■ Given request
It is required that the lines from the top of the listing through the line with "string; help?: boolean" be reproduced exactly, excluding pictures.

■ Data section
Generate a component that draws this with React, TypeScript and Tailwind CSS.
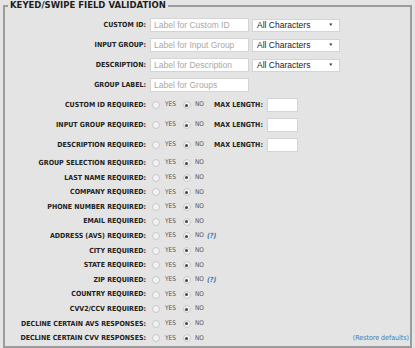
import React from "react";

const LABEL_FONT = "[font-family:'DejaVu_Sans_Condensed','DejaVu_Sans',sans-serif]";

type Row = { label: string; help?: boolean };

const TEXT_ROWS = [
	{ label: "CUSTOM ID:", placeholder: "Label for Custom ID", select: true },
	{ label: "INPUT GROUP:", placeholder: "Label for Input Group", select: true },
	{ label: "DESCRIPTION:", placeholder: "Label for Description", select: true },
	{ label: "GROUP LABEL:", placeholder: "Label for Groups", select: false },
];

const MAX_ROWS: Row[] = [
	{ label: "CUSTOM ID REQUIRED:" },
	{ label: "INPUT GROUP REQUIRED:" },
	{ label: "DESCRIPTION REQUIRED:" },
];

const COMPACT_ROWS: Row[] = [
	{ label: "GROUP SELECTION REQUIRED:" },
	{ label: "LAST NAME REQUIRED:" },
	{ label: "COMPANY REQUIRED:" },
	{ label: "PHONE NUMBER REQUIRED:" },
	{ label: "EMAIL REQUIRED:" },
	{ label: "ADDRESS (AVS) REQUIRED:", help: true },
	{ label: "CITY REQUIRED:" },
	{ label: "STATE REQUIRED:" },
	{ label: "ZIP REQUIRED:", help: true },
	{ label: "COUNTRY REQUIRED:" },
	{ label: "CVV2/CCV REQUIRED:" },
	{ label: "DECLINE CERTAIN AVS RESPONSES:" },
	{ label: "DECLINE CERTAIN CVV RESPONSES:" },
];

function Radio({ checked }: { checked?: boolean }) {
	return (
		<span className="flex size-[8px] shrink-0 items-center justify-center rounded-full border border-[#c8c8c8] bg-[#f2f2f2]">
			{checked && <span className="size-[3px] rounded-full bg-[#444]" />}
		</span>
	);
}

function YesNo({ help }: { help?: boolean }) {
	return (
		<div className={`flex items-center text-[6.5px] text-[#555] ${LABEL_FONT}`}>
			<span className="ml-[2px]">
				<Radio />
			</span>
			<span className="ml-[5px]">YES</span>
			<span className="ml-[7px]">
				<Radio checked />
			</span>
			<span className="ml-[4px]">NO</span>
			{help && (
				<span className="ml-[3px] text-[7px] font-bold italic text-[#3f7bb6]">(?)</span>
			)}
		</div>
	);
}

function Label({ children }: { children: React.ReactNode }) {
	return (
		<div className={`w-[141px] shrink-0 text-right text-[7px] font-bold text-[#222] ${LABEL_FONT}`}>
			{children}
		</div>
	);
}

export default function App() {
	return (
		<div className="h-[348px] w-[415px] overflow-hidden bg-[#e4e4e4] px-[3px]">
			<fieldset className="border-2 border-[#9c9c9c]">
				<legend className="ml-[3px] px-[2px] font-['DejaVu_Sans',sans-serif] text-[8.5px] font-bold leading-[11px] text-[#1e1e1e]">
					KEYED/SWIPE FIELD VALIDATION
				</legend>
				<div className="flex flex-col pt-[4px]">
					{TEXT_ROWS.map((row) => (
						<div key={row.label} className="flex h-[20px] items-center">
							<Label>{row.label}</Label>
							<input
								placeholder={row.placeholder}
								className="ml-[4px] h-[14px] w-[99px] border border-[#d4d4d4] bg-white px-[3px] font-['Liberation_Sans',sans-serif] text-[8.5px] text-[#333] placeholder:text-[#a8a8a8]"
							/>
							{row.select && (
								<div className="ml-[3px] flex h-[13px] w-[88px] items-center justify-between border border-[#d4d4d4] bg-white pr-[6px] pl-[4px] font-['Liberation_Sans',sans-serif] text-[8.5px] text-[#222]">
									<span>All Characters</span>
									<span className="text-[4.5px]">▼</span>
								</div>
							)}
						</div>
					))}
					{MAX_ROWS.map((row) => (
						<div key={row.label} className="flex h-[20px] items-center">
							<Label>{row.label}</Label>
							<div className="ml-[4px] w-[64px]">
								<YesNo />
							</div>
							<span className={`text-[7px] font-bold text-[#222] ${LABEL_FONT}`}>
								MAX LENGTH:
							</span>
							<input className="ml-[4px] h-[14px] w-[31px] border border-[#d4d4d4] bg-white" />
						</div>
					))}
					<div className="mt-[1px] flex flex-col">
						{COMPACT_ROWS.map((row, i) => (
							<div key={row.label} className="flex h-[14.6px] items-center">
								<Label>{row.label}</Label>
								<div className="ml-[4px]">
									<YesNo help={row.help} />
								</div>
								{i === COMPACT_ROWS.length - 1 && (
									<a
										href="#"
										className={`ml-auto pr-[1px] text-[7px] text-[#3f7bb6] ${LABEL_FONT}`}
									>
										(Restore defaults)
									</a>
								)}
							</div>
						))}
					</div>
				</div>
			</fieldset>
		</div>
	);
}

■ Expected answer
Generate a component that draws this with React, TypeScript and Tailwind CSS.
import React from "react";

const LABEL_FONT = "[font-family:'DejaVu_Sans_Condensed','DejaVu_Sans',sans-serif]";

type Row = { label: string; help?: boolean };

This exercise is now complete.